Roger: What?! Check Please!!

The End…

But now my flight out of Seattle is delayed and there is every chance I will not make my flight connection in Chicago. If there is a place I’d have to pick to be stranded at an airport, it would be Chicago. I know the whole damn city and O’Hare airport has every manner of distraction available – food, drink, video games, magazines and it’s easy to get to the city from the airport on their subway. I’m not relishing, however, having to get in even later than the 8:30PM I’m scheduled on right now. Freakin’ Alaska Airlines!!!

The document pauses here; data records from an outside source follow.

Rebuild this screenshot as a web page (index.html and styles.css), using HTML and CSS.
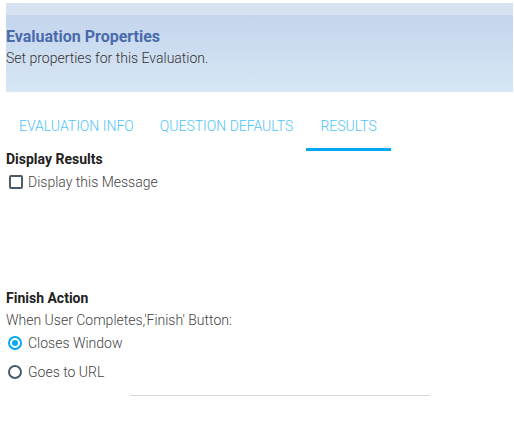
FILE: index.html
```html
<!DOCTYPE html>
<html>
<head>
<meta charset="utf-8">
<link rel="stylesheet" href="styles.css">
</head>
<body>
<div class="page">
  <div class="header">
    <div class="header-strip"></div>
    <div class="header-body">
      <div class="title">Evaluation Properties</div>
      <div class="subtitle">Set properties for this Evaluation.</div>
    </div>
  </div>
  <div class="tabs">
    <div class="tab">EVALUATION INFO</div>
    <div class="tab">QUESTION DEFAULTS</div>
    <div class="tab active">RESULTS</div>
  </div>
  <div class="section">
    <div class="section-title">Display Results</div>
    <label class="option check-row"><span class="checkbox"></span>Display this Message</label>
  </div>
  <div class="section finish">
    <div class="section-title">Finish Action</div>
    <div class="desc">When User Completes,'Finish' Button:</div>
    <label class="option radio-row"><span class="radio checked"></span>Closes Window</label>
    <label class="option radio-row"><span class="radio"></span>Goes to URL</label>
  </div>
  <div class="divider"></div>
</div>
</body>
</html>
```
FILE: styles.css
```css
html, body { margin: 0; padding: 0; background: #fff; }
body { font-family: Roboto, "Noto Sans", sans-serif; }
.page { padding: 3px 1px 0 6px; }
.header { height: 89px; display: flex; flex-direction: column; }
.header-strip { height: 12px; background: #d8e3f2; }
.header-body { flex: 1; background: linear-gradient(#c4d5ed, #d8e7f5); padding-top: 12px; }
.title { font-size: 16px; font-weight: 700; color: #4a6aab; line-height: 20px; }
.subtitle { font-size: 14px; font-weight: 300; color: #333; line-height: 17px; margin-top: 3px; }
.tabs { display: flex; height: 44px; margin-top: 15px; }
.tab { font-size: 14px; font-weight: 300; color: #4fc3f7; padding: 11px 13px 0; line-height: 16px; height: 30px; border-bottom: 3px solid transparent; }
.tab.active { border-bottom-color: #03a9f4; padding: 11px 14px 0; }
.section-title { font-size: 14px; font-weight: 700; color: #222; line-height: 16px; }
.option { display: flex; align-items: center; font-size: 14px; font-weight: 300; color: #444; gap: 6px; padding-left: 2px; }
.check-row { height: 20px; margin-top: 5px; }
.checkbox { width: 10px; height: 10px; border: 2px solid #4a5a6a; border-radius: 2px; margin-left: 1px; margin-right: -1px; }
.finish { margin-top: 98px; }
.desc { font-size: 14px; font-weight: 300; color: #444; line-height: 16px; margin-top: 6px; }
.radio-row { height: 29px; }
.radio { width: 10px; height: 10px; border: 2px solid #4a5a6a; border-radius: 50%; position: relative; }
.radio.checked { border-color: #03a9f4; }
.radio.checked::after { content: ""; position: absolute; left: 2px; top: 2px; width: 6px; height: 6px; border-radius: 50%; background: #03a9f4; }
.divider { width: 300px; height: 1px; background: #d0d8da; margin: 9px 0 0 124px; }
```
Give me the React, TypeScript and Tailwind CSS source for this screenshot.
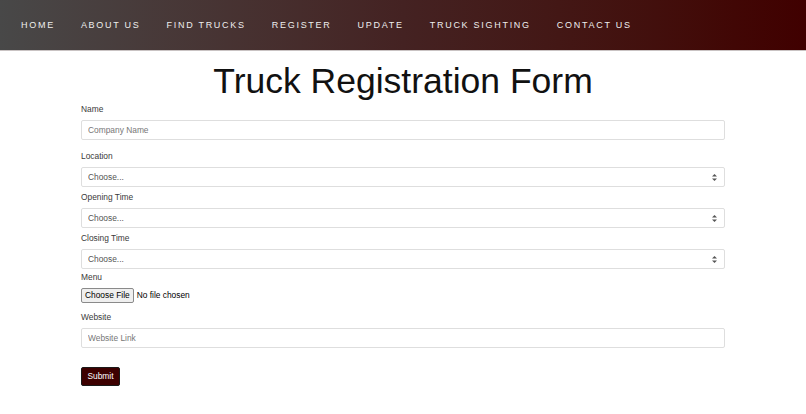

8:15 PM – Central Standard Time

Crazy delays out of Chicago. So I missed my connection of course, the one that would have meant that I’d already be back home and instead I’m flying on a seven o-clock out of Chicago to LaGuardia that actually got going at 8:10.

There was de-icing of the wings, then waiting, then the pilot getting out of the cockpit, walking back into the plane and checking to see if the de-icing stuff had “held” so to speak after the long delay. I’m not sure if it’s more or less reassuring to see the pilot come back and look out the window at the plane’s wing. I mean, I could have done that for him, and I figure that if I could have done it, it’s not good enough. Shoukdn’t there be a really cool robotic machine that comes up from inside the wing and checks to make sure that shit ain’t frozen? Wouldn’t that make everyone more comfortable?

Anyway, if I’m on the final leg of a flight back home, I guess the tour is officially done. I have VIA rehearsals for the next week steady (including all day tomorrow and all day Sunday) to get ready for Fairleigh-Dickinson next week or week after or whenever that is…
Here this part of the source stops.